:: What you should do ::
Starting at the line containing "Convert this screenshot to React, TypeScript" and ending at the line containing "string; members: number", reproduce each line exactly as written, with both end lines included and all pictures omitted.

:: Records provided ::
═══
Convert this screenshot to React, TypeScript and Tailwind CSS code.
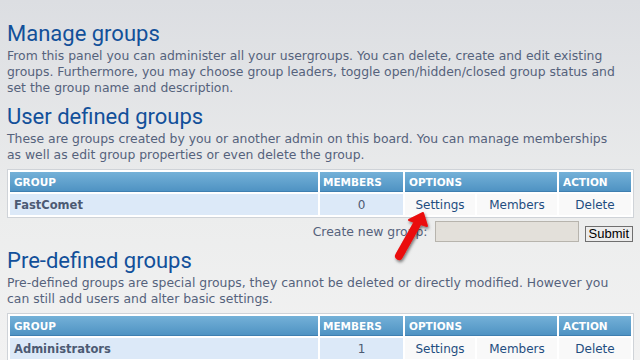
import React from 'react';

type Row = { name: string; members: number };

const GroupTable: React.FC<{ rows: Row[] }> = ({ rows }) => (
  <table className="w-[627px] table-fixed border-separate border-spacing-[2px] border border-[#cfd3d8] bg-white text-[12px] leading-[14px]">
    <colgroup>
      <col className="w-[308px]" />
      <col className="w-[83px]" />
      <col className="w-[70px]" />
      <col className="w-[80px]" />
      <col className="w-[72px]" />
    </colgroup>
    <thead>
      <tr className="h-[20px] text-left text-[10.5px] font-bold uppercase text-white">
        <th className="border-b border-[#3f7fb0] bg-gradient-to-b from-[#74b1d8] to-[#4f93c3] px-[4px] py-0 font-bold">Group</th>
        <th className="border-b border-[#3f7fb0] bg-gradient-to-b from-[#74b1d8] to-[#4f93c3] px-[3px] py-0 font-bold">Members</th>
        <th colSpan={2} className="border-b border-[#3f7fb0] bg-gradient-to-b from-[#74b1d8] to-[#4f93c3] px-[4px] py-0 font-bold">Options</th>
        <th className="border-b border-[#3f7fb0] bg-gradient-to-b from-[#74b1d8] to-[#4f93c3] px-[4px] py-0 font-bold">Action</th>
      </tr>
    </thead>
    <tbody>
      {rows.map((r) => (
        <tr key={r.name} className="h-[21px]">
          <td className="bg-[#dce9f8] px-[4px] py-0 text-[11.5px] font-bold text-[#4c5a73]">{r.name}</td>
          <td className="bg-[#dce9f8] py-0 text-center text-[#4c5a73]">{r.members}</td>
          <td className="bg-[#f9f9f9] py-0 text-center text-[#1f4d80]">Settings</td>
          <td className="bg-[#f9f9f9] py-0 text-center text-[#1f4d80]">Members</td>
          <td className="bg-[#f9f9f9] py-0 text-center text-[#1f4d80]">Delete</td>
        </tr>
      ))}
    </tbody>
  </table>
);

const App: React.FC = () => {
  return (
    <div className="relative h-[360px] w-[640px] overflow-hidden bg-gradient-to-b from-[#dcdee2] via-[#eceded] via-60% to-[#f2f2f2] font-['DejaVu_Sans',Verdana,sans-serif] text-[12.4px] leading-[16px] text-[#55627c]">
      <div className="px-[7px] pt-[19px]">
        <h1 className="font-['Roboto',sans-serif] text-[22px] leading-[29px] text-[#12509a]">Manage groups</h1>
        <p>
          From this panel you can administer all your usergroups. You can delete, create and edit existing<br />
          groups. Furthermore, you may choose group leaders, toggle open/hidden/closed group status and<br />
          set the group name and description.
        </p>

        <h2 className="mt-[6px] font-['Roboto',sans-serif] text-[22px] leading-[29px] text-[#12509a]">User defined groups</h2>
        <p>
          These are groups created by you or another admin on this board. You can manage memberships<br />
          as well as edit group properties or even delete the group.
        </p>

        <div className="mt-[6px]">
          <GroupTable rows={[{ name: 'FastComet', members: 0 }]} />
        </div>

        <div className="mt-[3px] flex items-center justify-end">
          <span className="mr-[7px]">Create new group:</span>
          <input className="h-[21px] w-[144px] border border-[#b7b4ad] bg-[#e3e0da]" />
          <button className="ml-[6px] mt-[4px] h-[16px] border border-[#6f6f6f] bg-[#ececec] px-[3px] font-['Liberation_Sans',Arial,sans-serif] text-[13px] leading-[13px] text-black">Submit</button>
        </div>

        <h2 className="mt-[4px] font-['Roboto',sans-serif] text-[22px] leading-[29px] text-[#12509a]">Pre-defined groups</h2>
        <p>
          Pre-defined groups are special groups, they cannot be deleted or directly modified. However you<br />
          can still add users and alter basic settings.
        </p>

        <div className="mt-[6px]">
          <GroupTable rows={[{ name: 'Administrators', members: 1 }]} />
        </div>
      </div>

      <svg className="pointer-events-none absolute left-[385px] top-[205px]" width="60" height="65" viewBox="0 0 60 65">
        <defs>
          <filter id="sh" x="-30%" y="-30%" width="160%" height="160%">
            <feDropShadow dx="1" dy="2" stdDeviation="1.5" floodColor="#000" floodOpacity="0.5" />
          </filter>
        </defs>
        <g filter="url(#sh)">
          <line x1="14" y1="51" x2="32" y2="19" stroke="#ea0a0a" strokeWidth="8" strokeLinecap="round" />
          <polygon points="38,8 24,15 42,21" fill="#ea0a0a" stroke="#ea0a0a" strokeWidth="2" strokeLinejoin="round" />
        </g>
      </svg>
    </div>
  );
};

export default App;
═══
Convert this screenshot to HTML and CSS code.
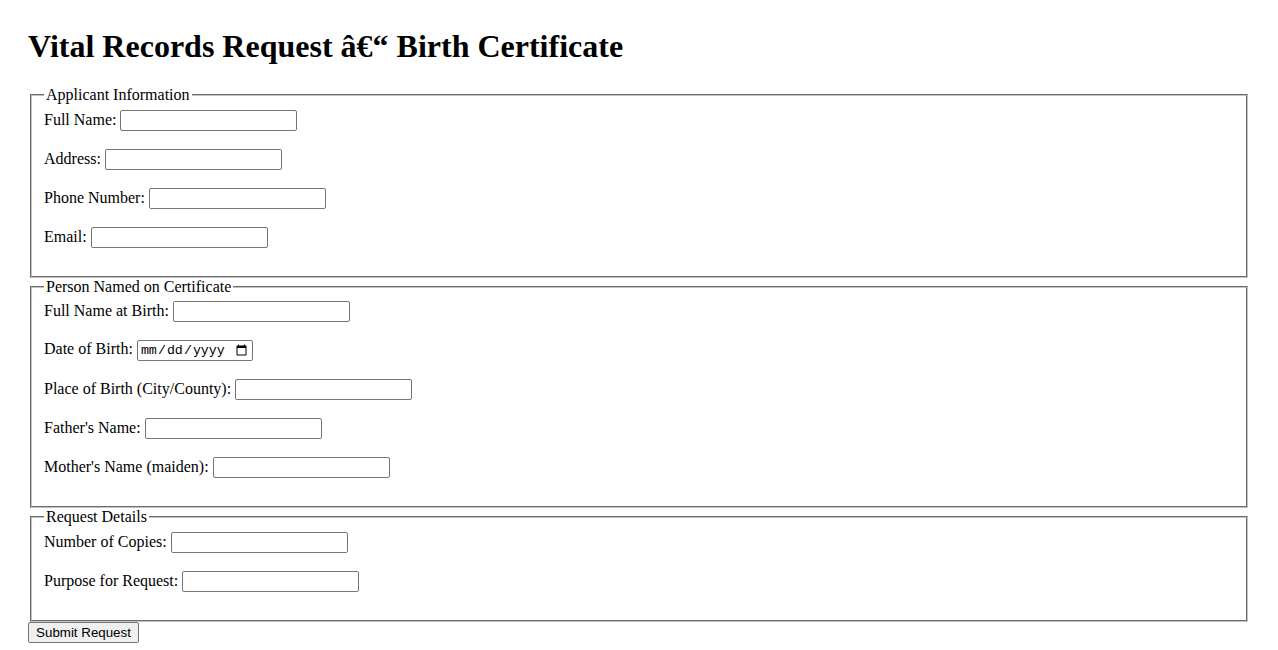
═══
:: Response to this task ::
Convert this screenshot to React, TypeScript and Tailwind CSS code.
import React from 'react';

type Row = { name: string; members: number };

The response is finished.